Тяжким грехом оказывается, таким образом, отступление от богоустановленного временного порядка, реализующегося в богослужении; церковная власть должна этот порядок контролировать, не допуская подобных отступлений.
В нижегородской челобитной появляется и тема многогласия, борьбу с которым следует рассматривать в этом же реформационном контексте. В челобитной говорится: «Въ црквах гсдрь зѣло поскору пiнïе, не по правилом стых отцъ ни наказанïю вас гсдрей, говорятъ голосов в пять и в шесть и боле, со всяким небрежением, поскору» [Там же: 19]. Введение единогласия было затем одним из важных элементов реформаторской программы так называемых ревнителей благочестия или боголюбцев во главе с духовником Алексея Михайловича Стефаном Вонифатьевым. Единогласие противостояло традиционному многогласию, т. е. такой богослужебной практике, при которой одновременно читались разные части службы. Многогласие позволяло выполнить все предписания устава, т. е. вычитать все необходимое в обозримое время.
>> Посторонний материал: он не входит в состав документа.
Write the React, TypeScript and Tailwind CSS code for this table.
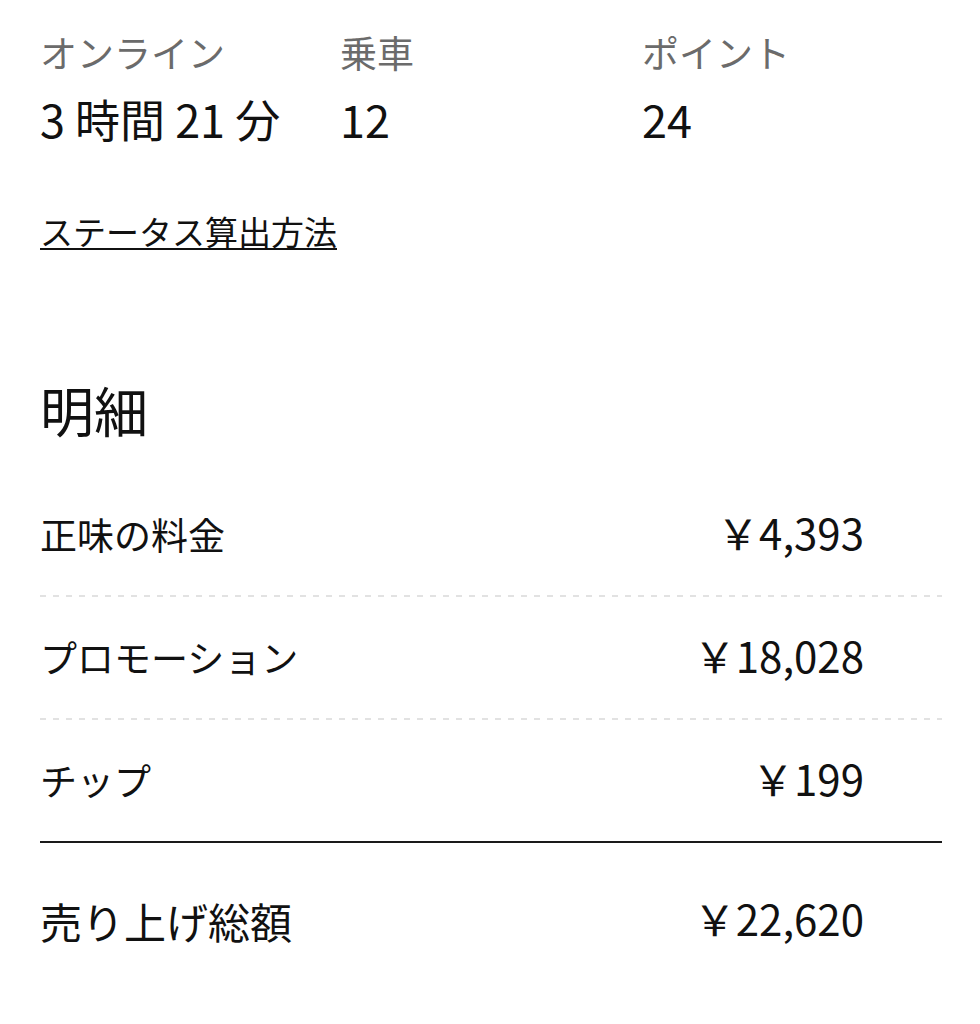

Что-нибудь при этом понять и услышать из-за шума множества голосов было почти невозможно. Для традиционного сознания это и не было столь важно, поскольку богослужение было обращено не к пастве, а к Богу, а Бог может одновременно воспринять неограниченное число молений и славословий. Теперь же боголюбцы задаются вопросом: «кая же польза получити предстоящим в церкви людем во время божественнаго пения, егда в гласа два или три и множае вдруг говорят, – никако ничесого, точию шум всуе, и без пользы, и пагуба с великим грехом» [Каптерев 1909, 1: 88]. Это новое понимание, разрушительное для традиционной сотериологии. Спасение ставится в зависимость от индивидуального благочестия, и духовные вожди хотят апроприировать время индивида, чтобы направить общество на путь спасения. Индивиды, включая традиционное духовенство, сопротивляются, в основном по прагматическим причинам [20], поскольку богослужение оказывается бесконечно долгим, способным скорее отпугнуть прихожан, нежели привить им новое благочестие. Борьба за единогласие растягивается на несколько лет, и реформаторы побеждают только в преддверии кончины патриарха Иосифа (окончательное решение на соборе 1651 г. – см.: [Каптерев 1909, 1: 104–105]). Эта конфронтация показывает, что время перестает быть иррелевантным для спасения, оно вторгается в вечность храма, становится предметом борьбы и вследствие этого предметом счета и апроприации.